Examining a data set of more than 23,000 individuals in the CFPB’s Consumer Credit Panel who were activated as Guard or Reservists between 2007 and 2018, the CFPB researchers performed a statistical analysis on automobile and personal loan data and also reviewed credit card and mortgages loan data during periods of military activation, as verified through the Defense Manpower Data Center (“DMDC”) database. The CFPB analysis concludes that:
- Between 2007 and 2018, data indicate that fewer than 10% of auto loans and 6% of personal loans received a reduced interest rate,
- In addition to an estimated $100 million of foregone benefits on auto and personal loans, members of the reserve component also infrequently benefit from interest rate reductions for credit cards and mortgage loans,
- For longer periods of activation, when an interest rate reduction would be most beneficial, the utilization rate continues to be low.
Underutilization of the SCRA interest rate cap has been an issue for years. In 2012, the Honoring America’s Veterans and Caring for Camp Lejeune Families Act included a mandate that the Government Accountability Office (“GAO”), among other things, assess the partnerships established by the Secretary of Defense to provide servicemembers with financial education and counseling. Pub. L. No. 112-154, § 710(e). The resulting GAO Report examined data from three mortgage servicers and concluded that many eligible borrowers did not take advantage of the benefit. At one servicer, 82% of those who could benefit were not receiving interest rate relief under the SCRA. The report concluded that DOD’s SCRA education efforts could be improved.
Perhaps recognizing that low SCRA utilization is generally not the result of compliance failures, the focus subsequent to this GAO Report shifted away from DOD’s education efforts to ways that creditors could increase utilization amongst their servicemember customers. In that regard, the report is just the latest in a long line of efforts by federal agencies to push creditors to go beyond the statutory requirements. In August 2014, the Department of Education (“ED”) issued a Dear Colleague Letter (GEN-14-16) directed its federal student loan servicers to check the DMDC database in order to provide similar outreach. In the same month, President Obama announced a voluntary partnership in which several national banks and mortgage servicers committed to proactively identify SCRA eligible servicemembers through quarterly checks of the DMDC database, proactive outreach to customers identified through those searches to notify them that they were eligible for benefits, and a simplified application process in place of the SCRA’s written notice requirement. In 2016, ED required commercial FFEL loan servicers to perform a proactive eligibility check. In November 2016, the GAO issued another report, this time focused on student loans, which found utilization markedly increased as a result of ED’s requirements to conduct proactive checks instead of requiring a written request and military orders. While the increase in SCRA utilization is a laudable goal, none of this is required under the SCRA.

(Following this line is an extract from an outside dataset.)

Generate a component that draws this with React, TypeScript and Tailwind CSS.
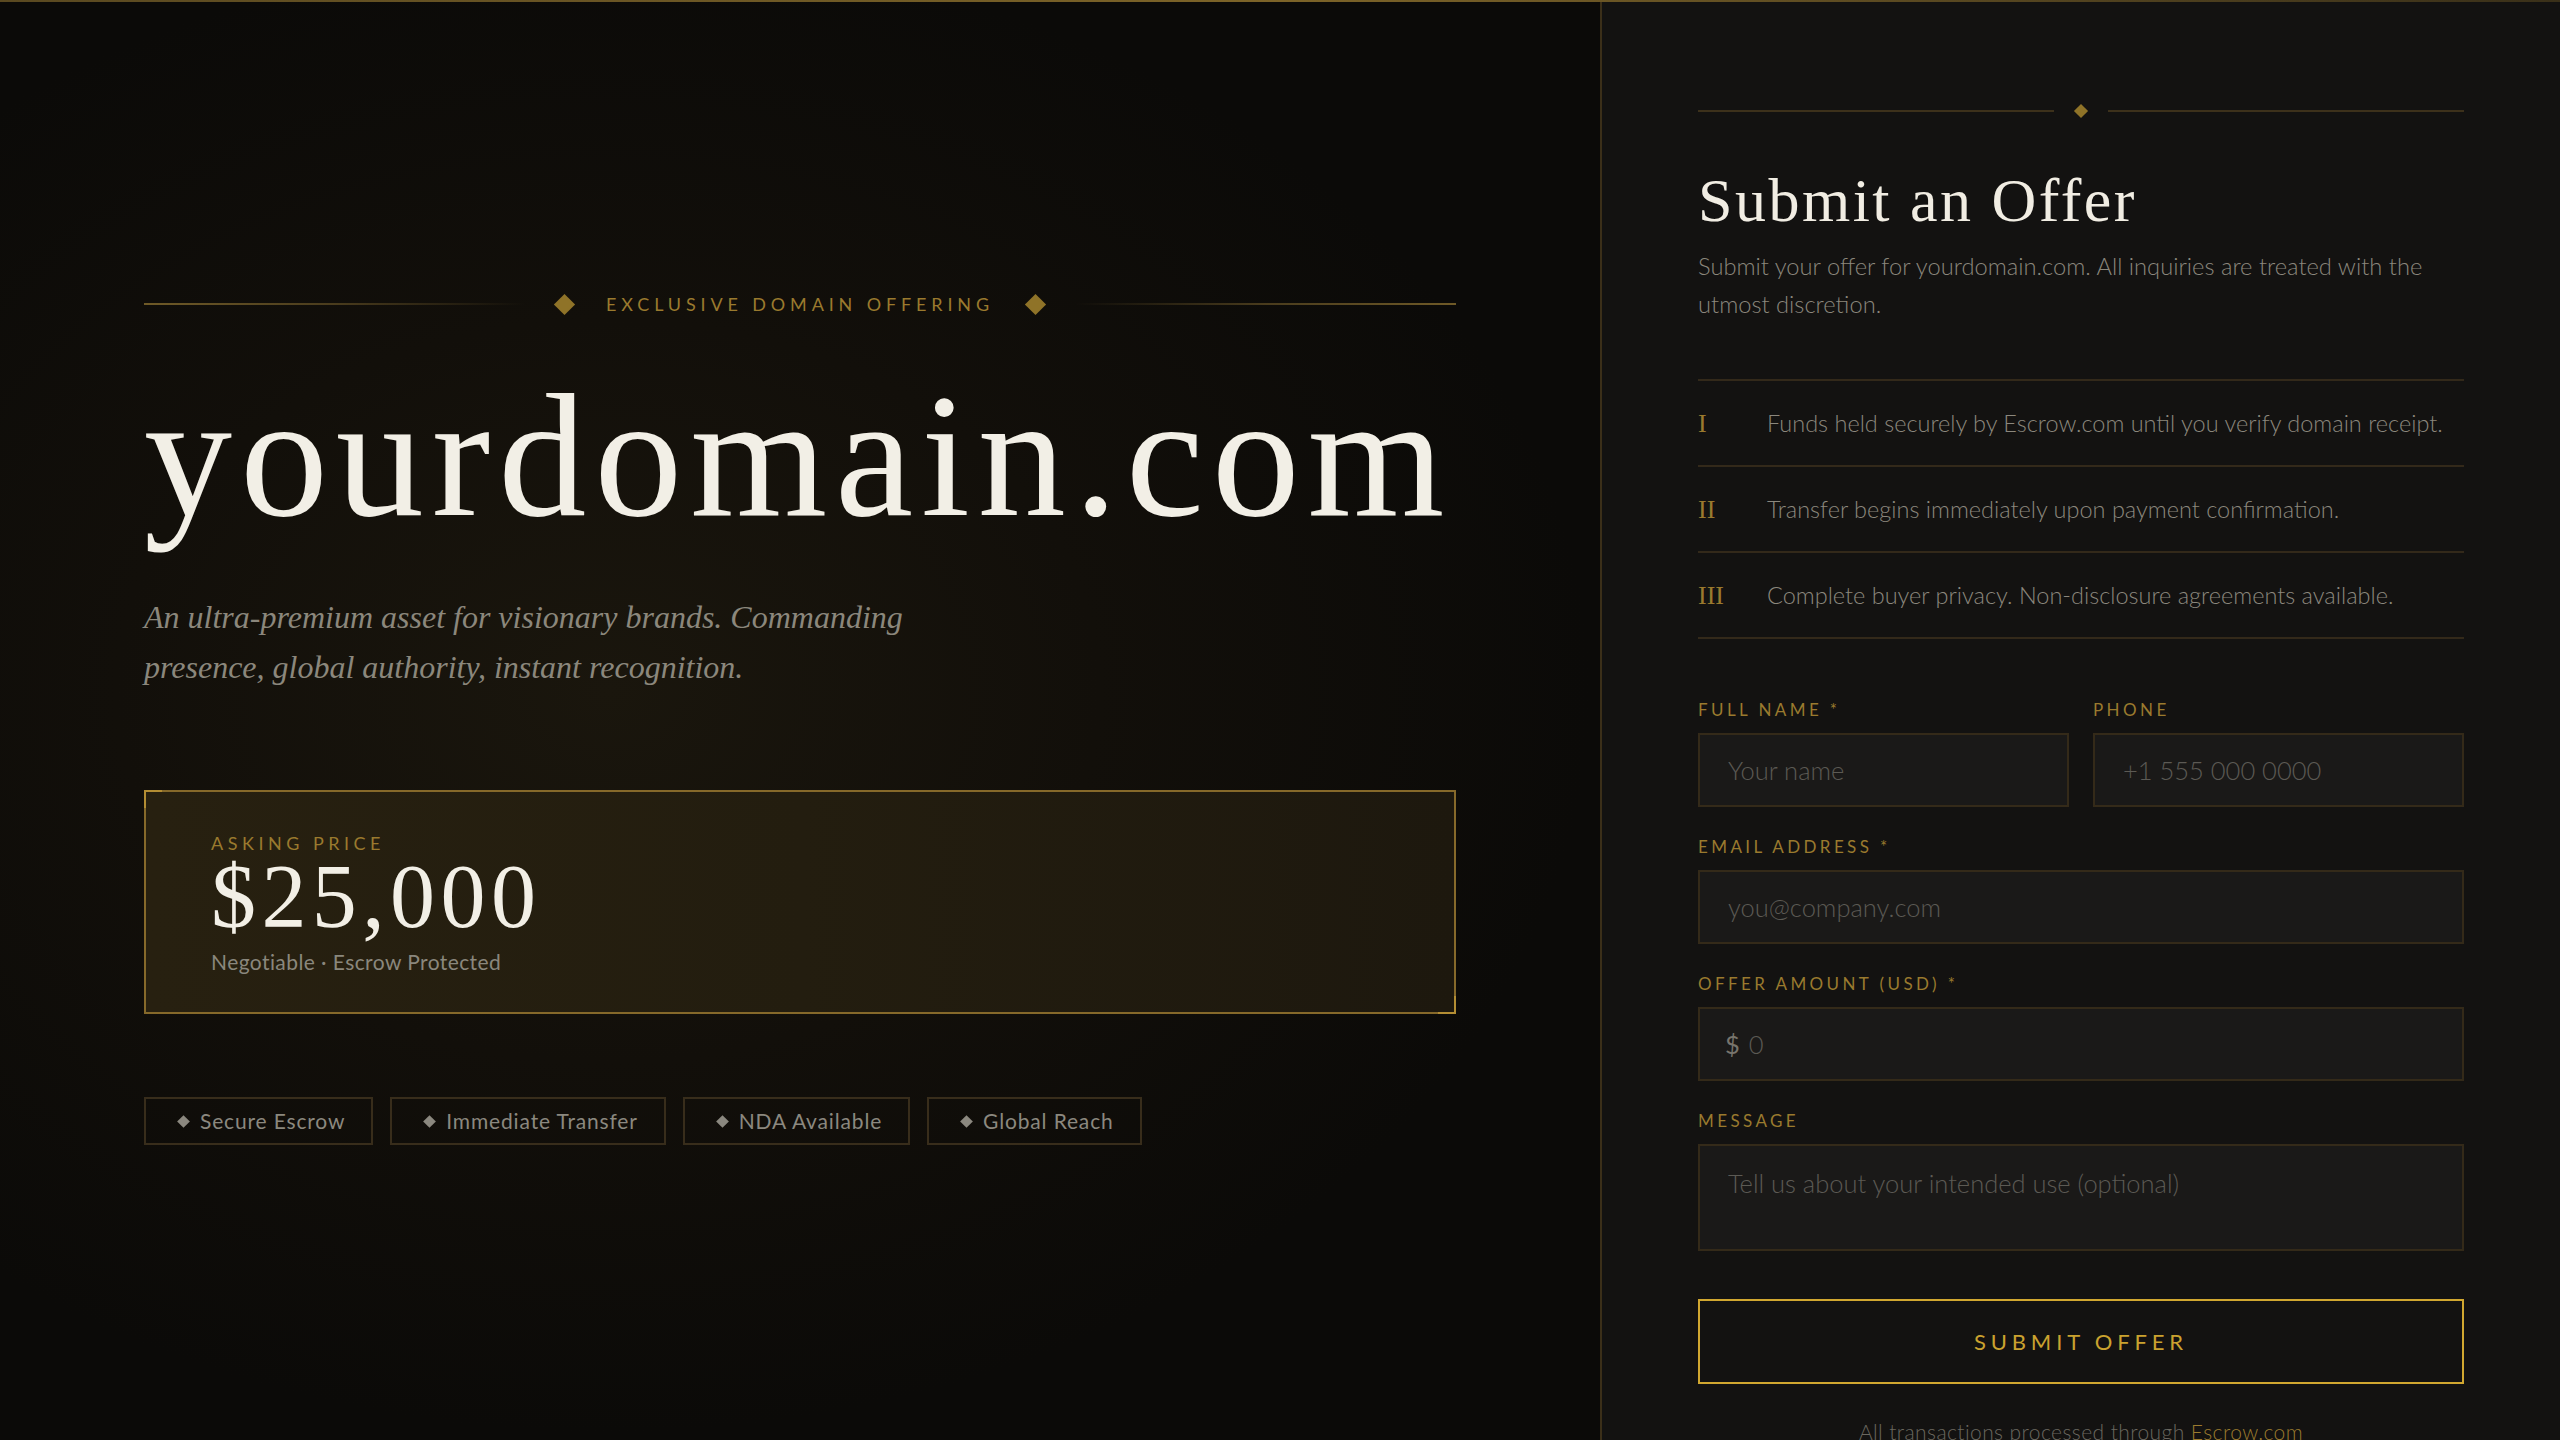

In 2018, the SCRA was amended to allow – but not require – a creditor to check the DMDC database in order to obtain information that a customer is on active duty in lieu of requiring written notice and orders. This allowed (but did not require) servicers of certain loans to proactively apply benefits in situations where, for example, an investor’s servicing guidelines (e.g. on a mortgage loan) require compliance with the law and would not previously allow the rate cap without an actual request as outlined in the statute.
The other recommendation from the report is for creditors to apply the SCRA rate cap to all accounts a customer may have with them when the rate cap is requested on a single account. For example, if a servicemember calls their bank to request the interest rate cap on their mortgage loan, the bank should also apply the rate cap to that customer’s credit card or auto loan if they also have those account relationships. While some creditors have been doing this for years, this recommendation also goes beyond what is actually required by the SCRA, where a request for the interest rate cap is specific to an “obligation or liability” of a servicemember. Beyond the requirement of a request, the same customer may not be eligible for the interest rate cap on all of their products with the same institution. For example, a customer who originates a mortgage loan, is then called to active duty, and then finances a car purchase while on active duty would be entitled to the interest rate cap on their mortgage loan but not their car loan since the interest rate cap only applies to credit originated prior to active duty.
While increased SCRA utilization is a laudable goal, the CFPB report further widens the gap between regulatory rhetoric and actual legal requirements.